Humans are social creatures. Strong social relationships are consistently linked to improved wellbeing, lower stress levels and greater life satisfaction. While family and friends play an important role, the workplace remains one of the few places where adults regularly form new relationships outside their existing social circles.

Think about the interactions that happen naturally in a workplace. Conversations before meetings begin, coffee breaks with colleagues, helping someone solve a problem, celebrating successes or simply sharing experiences throughout the day. These moments rarely appear on a productivity report, yet they are often what create a sense of belonging.

When people work remotely full-time, these interactions can disappear. Work risks becoming a series of scheduled video calls separated by long periods of solitude. For some individuals this works perfectly well, but for many others the absence of everyday social contact can have a significant impact over time.

The Office as Social Infrastructure

Traditionally, offices have been viewed as places where work gets done. Increasingly, they should be viewed as social infrastructure.

For younger employees starting their careers, the office is often where they learn from more experienced colleagues. For new starters, it provides an opportunity to build relationships and understand company culture. For business owners, it offers a community of peers who understand the challenges and opportunities they face.

In an age where more of our lives are conducted through screens, the office remains one of the few environments where spontaneous human interaction can occur naturally.

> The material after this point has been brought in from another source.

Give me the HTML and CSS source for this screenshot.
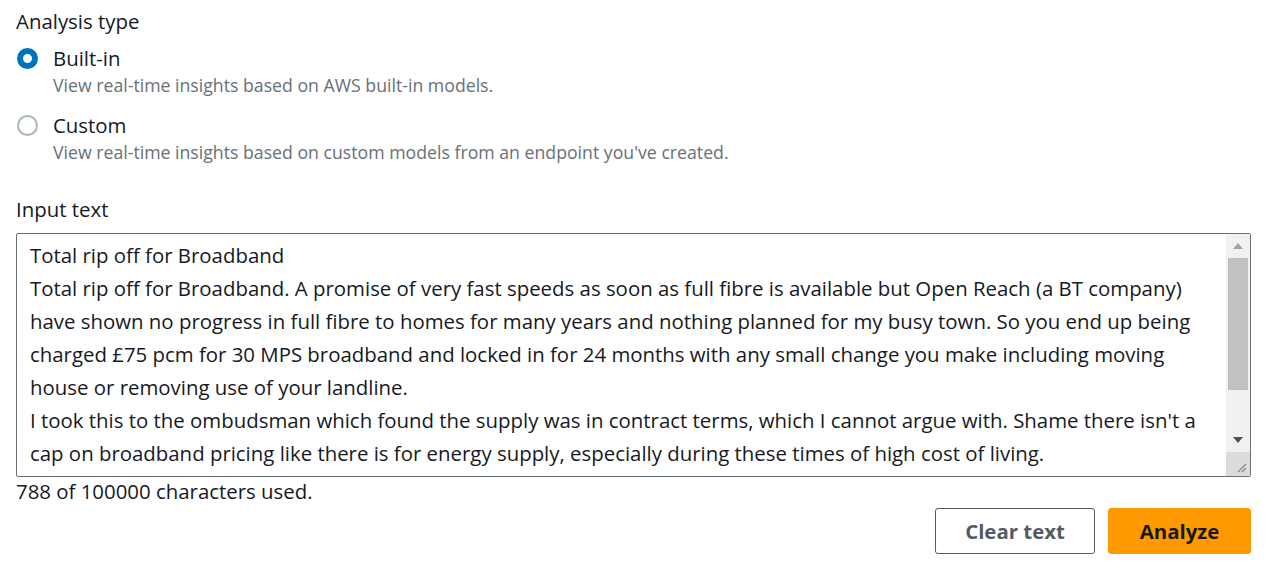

The challenge is that simply bringing people back into a building does not automatically create these benefits.

Not All Offices Deliver Connection

Many modern workplaces have become highly automated. Access control, visitor management, room bookings, printing and customer support are increasingly delivered through apps, portals and ticketing systems.

Technology undoubtedly improves efficiency, but it can also remove the human interactions that make workplaces valuable.

An office can be full of people and still feel lonely.

We’ve all encountered workplace environments where individuals arrive, sit at a desk, interact primarily with screens and leave at the end of the day without speaking to anyone beyond a scheduled meeting. In these spaces, the social benefits of office attendance are limited because the environment itself does little to encourage meaningful interaction.

If the future of work is partly about combating isolation, simply providing desks and Wi-Fi is not enough.

Why Concierge-Led Workspaces Matter

At Arena Offices, we believe that great workplaces are built around people rather than systems.

Technology has an important role to play, but it should support human interaction rather than replace it. That’s why our centres are designed around a concierge-led approach, where personal service and community remain at the heart of the customer experience.

Our on-site teams know customers by name. They welcome visitors personally, help businesses resolve problems quickly and create opportunities for tenants to connect with one another. Whether it’s helping a new customer settle in, recommending a local supplier or introducing two businesses that could benefit from working together, these small interactions help create a genuine sense of community.

A mobile app can open a door.

A concierge can open a conversation.

That distinction matters. Research suggests that social connection is one of the greatest benefits of workplace attendance. If that’s true, then successful office providers must focus not only on buildings and technology but on creating environments where people genuinely feel recognised, supported and connected.

The Future Is About Balance

The future of work is unlikely to be fully remote or fully office-based. Instead, the most successful organisations will find ways to combine flexibility with connection.

Employees increasingly value the freedom to choose where they work. At the same time, businesses recognise the importance of culture, collaboration and relationship-building. The challenge is creating workplaces that people want to attend because they add value beyond providing a desk.

The best offices will not compete with home on convenience. They will offer something different: community, support, learning opportunities and human interaction.

A Better Question

For years, we’ve asked whether the office makes people more productive.

That’s still worth discussing.

But perhaps the more important question is whether the office helps people feel more connected.

In an increasingly digital world, connection may be one of the most valuable things a workplace can provide. The office is not simply somewhere we work.

At its best, it is somewhere we belong.